I don't think we should be proud of a lack of documentation. I think we should determine what kind of documentation is useful, write it and then produce no more. Documenting everything we possibly can is a bad idea.
jml on 2010-04-29 17:06

I'm a huge believer in putting code clarity above everything else, and think good code design can do a lot to reduce the amount of documentation you need, much like a well-designed product doesn't need a massive user manual.

Still, I'm simply bewildered that people can say "My code is self-documenting" with a straight face. Maybe if it's a really small sample of code.
Thomas Hervé on 2010-04-29 16:58
I sure agree with you, I was just pointing out that telling people "not to write doc is OK" is not OK.

Also, I have abandoned for long the idea that I could write code easy to understand. It may be possible for self-contained code, but any interaction with a library, an API, or an external application will result in some kind of stupid error management (like POSIX you mention). That's why you need tests too :)
jml on 2010-04-29 16:26
First, I'm not against documenting code. I'm against documenting code without knowing why you are doing it.

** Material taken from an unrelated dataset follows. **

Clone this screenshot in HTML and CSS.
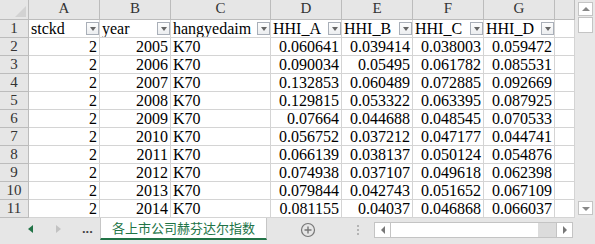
FILE: index.html
```html
<!DOCTYPE html>
<html>
<head>
  <title>各上市公司赫芬达尔指数</title>
  <link rel="stylesheet" href="styles.css">
</head>
<body>
<div class="excel">
  <div class="top">
    <div class="sheet">
      <div class="row head">
        <div class="corner"><span class="tri"></span></div>
        <div class="colhead">A</div>
        <div class="colhead">B</div>
        <div class="colhead">C</div>
        <div class="colhead">D</div>
        <div class="colhead">E</div>
        <div class="colhead">F</div>
        <div class="colhead">G</div>
        <div class="colhead"></div>
      </div>
      <div class="row">
        <div class="rowhead">1</div>
        <div class="cell field">stckd<span class="filter"></span></div>
        <div class="cell field">year<span class="filter"></span></div>
        <div class="cell field">hangyedaim<span class="filter"></span></div>
        <div class="cell field">HHI_A<span class="filter"></span></div>
        <div class="cell field">HHI_B<span class="filter"></span></div>
        <div class="cell field">HHI_C<span class="filter"></span></div>
        <div class="cell field">HHI_D<span class="filter"></span></div>
        <div class="cell"></div>
      </div>
      <div class="row">
        <div class="rowhead">2</div>
        <div class="cell num">2</div><div class="cell num">2005</div><div class="cell">K70</div>
        <div class="cell num">0.060641</div><div class="cell num">0.039414</div><div class="cell num">0.038003</div><div class="cell num">0.059472</div>
        <div class="cell"></div>
      </div>
      <div class="row">
        <div class="rowhead">3</div>
        <div class="cell num">2</div><div class="cell num">2006</div><div class="cell">K70</div>
        <div class="cell num">0.090034</div><div class="cell num">0.05495</div><div class="cell num">0.061782</div><div class="cell num">0.085531</div>
        <div class="cell"></div>
      </div>
      <div class="row">
        <div class="rowhead">4</div>
        <div class="cell num">2</div><div class="cell num">2007</div><div class="cell">K70</div>
        <div class="cell num">0.132853</div><div class="cell num">0.060489</div><div class="cell num">0.072885</div><div class="cell num">0.092669</div>
        <div class="cell"></div>
      </div>
      <div class="row">
        <div class="rowhead">5</div>
        <div class="cell num">2</div><div class="cell num">2008</div><div class="cell">K70</div>
        <div class="cell num">0.129815</div><div class="cell num">0.053322</div><div class="cell num">0.063395</div><div class="cell num">0.087925</div>
        <div class="cell"></div>
      </div>
      <div class="row">
        <div class="rowhead">6</div>
        <div class="cell num">2</div><div class="cell num">2009</div><div class="cell">K70</div>
        <div class="cell num">0.07664</div><div class="cell num">0.044688</div><div class="cell num">0.048545</div><div class="cell num">0.070533</div>
        <div class="cell"></div>
      </div>
      <div class="row">
        <div class="rowhead">7</div>
        <div class="cell num">2</div><div class="cell num">2010</div><div class="cell">K70</div>
        <div class="cell num">0.056752</div><div class="cell num">0.037212</div><div class="cell num">0.047177</div><div class="cell num">0.044741</div>
        <div class="cell"></div>
      </div>
      <div class="row">
        <div class="rowhead">8</div>
        <div class="cell num">2</div><div class="cell num">2011</div><div class="cell">K70</div>
        <div class="cell num">0.066139</div><div class="cell num">0.038137</div><div class="cell num">0.050124</div><div class="cell num">0.054876</div>
        <div class="cell"></div>
      </div>
      <div class="row">
        <div class="rowhead">9</div>
        <div class="cell num">2</div><div class="cell num">2012</div><div class="cell">K70</div>
        <div class="cell num">0.074938</div><div class="cell num">0.037107</div><div class="cell num">0.049618</div><div class="cell num">0.062398</div>
        <div class="cell"></div>
      </div>
      <div class="row">
        <div class="rowhead">10</div>
        <div class="cell num">2</div><div class="cell num">2013</div><div class="cell">K70</div>
        <div class="cell num">0.079844</div><div class="cell num">0.042743</div><div class="cell num">0.051652</div><div class="cell num">0.067109</div>
        <div class="cell"></div>
      </div>
      <div class="row">
        <div class="rowhead">11</div>
        <div class="cell num">2</div><div class="cell num">2014</div><div class="cell">K70</div>
        <div class="cell num">0.081155</div><div class="cell num">0.04037</div><div class="cell num">0.046868</div><div class="cell num">0.066037</div>
        <div class="cell"></div>
      </div>
    </div>

    <div class="vscroll">
      <div class="sbtn up"></div>
      <div class="vthumb"></div>
      <div class="vtrack"></div>
      <div class="sbtn down"></div>
    </div>
  </div>

  <div class="tabbar">
    <div class="nav">
      <span class="arrow prev"></span>
      <span class="arrow next"></span>
      <span class="more">...</span>
    </div>
    <div class="tab">各上市公司赫芬达尔指数</div>
    <svg class="add" width="16" height="16" viewBox="0 0 16 16">
      <circle cx="8" cy="8" r="6.5" fill="none" stroke="#777" stroke-width="1.2"/>
      <path d="M8 4.5v7M4.5 8h7" stroke="#777" stroke-width="1.4"/>
    </svg>
    <span class="dots"></span>
    <div class="hscroll">
      <div class="sbtn left"></div>
      <div class="hthumb"></div>
      <div class="htrack"></div>
      <div class="sbtn right"></div>
    </div>
  </div>
</div>
</body>
</html>
```

FILE: styles.css
```css
body {
  margin: 0;
  overflow: hidden;
  background: #e6e6e6;
}
.excel {
  width: 595px;
  height: 244px;
  display: flex;
  flex-direction: column;
}
.top {
  display: flex;
  height: 218px;
}
.sheet {
  width: 575px;
  background: #fff;
}
.row {
  display: grid;
  grid-template-columns: 29px 71px 71px 100px 71px 71px 71px 71px 20px;
  height: 18px;
}
.row.head {
  height: 20px;
}
.row > div {
  box-sizing: border-box;
  border-right: 1px solid #d4d4d4;
  border-bottom: 1px solid #d4d4d4;
  overflow: hidden;
  white-space: nowrap;
  font-family: "Liberation Serif", serif;
  font-size: 16px;
  line-height: 17px;
  color: #000;
}
.corner {
  background: #e6e6e6;
  display: flex;
  align-items: flex-end;
  justify-content: flex-end;
  padding: 0 2px 2px 0;
}
.row > .corner,
.row > .colhead,
.row > .rowhead {
  border-color: #bcbcbc;
  font-size: 15px;
  color: #333;
}
.tri {
  width: 0;
  height: 0;
  border-left: 11px solid transparent;
  border-bottom: 11px solid #d2d2d2;
}
.colhead {
  background: #e6e6e6;
  text-align: center;
  line-height: 19px;
}
.rowhead {
  background: #e6e6e6;
  text-align: center;
}
.cell {
  padding: 0 2px 0 2px;
}
.num {
  text-align: right;
}
.field {
  display: flex;
  align-items: center;
  justify-content: space-between;
  padding-right: 0;
}
.filter {
  flex: none;
  position: relative;
  width: 13px;
  height: 13px;
  box-sizing: border-box;
  border: 1px solid #a9afb8;
  background: linear-gradient(#fdfdfd, #eceef0);
}
.filter::after {
  content: "";
  position: absolute;
  left: 3px;
  top: 4px;
  border-left: 3px solid transparent;
  border-right: 3px solid transparent;
  border-top: 4px solid #666;
}

/* scrollbars */
.vscroll {
  width: 20px;
  display: flex;
  flex-direction: column;
  align-items: center;
  padding-top: 2px;
  box-sizing: border-box;
  background: #e8e8e8;
}
.sbtn {
  position: relative;
  box-sizing: border-box;
  width: 15px;
  height: 14px;
  border: 1px solid #c4c4c4;
  background: #fff;
}
.sbtn::after {
  content: "";
  position: absolute;
  left: 3px;
  top: 4px;
  border-left: 4px solid transparent;
  border-right: 4px solid transparent;
}
.sbtn.up::after {
  border-bottom: 4px solid #888;
}
.sbtn.down::after {
  top: 5px;
  border-top: 4px solid #888;
}
.vthumb {
  width: 15px;
  height: 16px;
  margin-top: 1px;
  box-sizing: border-box;
  border: 1px solid #c4c4c4;
  background: #fff;
}
.vtrack {
  flex: 1;
}
.sbtn.down {
  margin-bottom: 3px;
}

/* sheet tabs */
.tabbar {
  flex: 1;
  display: flex;
  align-items: flex-start;
  background: #e6e6e6;
}
.nav {
  width: 100px;
  height: 22px;
  display: flex;
  align-items: center;
  padding-left: 28px;
  box-sizing: border-box;
}
.arrow {
  width: 0;
  height: 0;
  border-top: 4px solid transparent;
  border-bottom: 4px solid transparent;
}
.arrow.prev {
  border-right: 5px solid #217346;
}
.arrow.next {
  margin-left: 23px;
  border-left: 5px solid #c2c2c2;
}
.more {
  margin-left: 21px;
  font-family: "Liberation Sans", sans-serif;
  font-size: 13px;
  font-weight: bold;
  color: #444;
  line-height: 22px;
}
.tab {
  width: 167px;
  height: 22px;
  box-sizing: border-box;
  background: #fff;
  border-left: 1px solid #c6c6c6;
  border-right: 1px solid #c6c6c6;
  border-bottom: 2px solid #217346;
  text-align: center;
  font-family: "Noto Sans CJK SC", sans-serif;
  font-size: 13px;
  line-height: 20px;
  color: #217346;
}
.add {
  margin: 4px 0 0 33px;
}
.dots {
  margin: 7px 0 0 41px;
  width: 2px;
  height: 11px;
  background: repeating-linear-gradient(#b4b4b4 0 2px, transparent 2px 4px);
}
.hscroll {
  margin: 4px 0 0 15px;
  width: 199px;
  height: 16px;
  display: flex;
  box-sizing: border-box;
  border: 1px solid #c4c4c4;
  background: #fff;
}
.hscroll .sbtn {
  width: 16px;
  height: 14px;
  border: none;
}
.sbtn.left {
  border-right: 1px solid #c4c4c4;
}
.sbtn.right {
  border-left: 1px solid #c4c4c4;
}
.sbtn.left::after,
.sbtn.right::after {
  left: 6px;
  top: 3px;
  border-top: 4px solid transparent;
  border-bottom: 4px solid transparent;
  border-left: none;
  border-right: none;
}
.sbtn.left::after {
  border-right: 4px solid #777;
}
.sbtn.right::after {
  border-left: 4px solid #777;
}
.hthumb {
  width: 147px;
}
.htrack {
  flex: 1;
  background: #dcdcdc;
}
```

Second, you are conflating "documenting code" with "making code easy to understand". Only the second one is valuable in itself. The first is a means to that end, and only one of many.

Did you read past there?
Thomas Hervé on 2010-04-29 16:17
If not, take pride in your lack of code documentation! It is the direct fruit of you doing better things with your life. Stand up, walk out the door an skip down the street, clutch the first suit-wearing stranger you see by his lapels and shout "My code is under-documented, yippee ki-yay!"

I couldn't disagree more. Because once you're in the street, there is a good chance that you get hit by a bus. And then, the person hired to replace you (let's face it, we won't mourn you forever), will have to take over your undocumented piece of crap, and it will take him months to understand your APIs because of the lack of documentation.

Also, admitting that yourself in 6 months is not the same person today, you're making him a big favor by documenting your code. That is, you.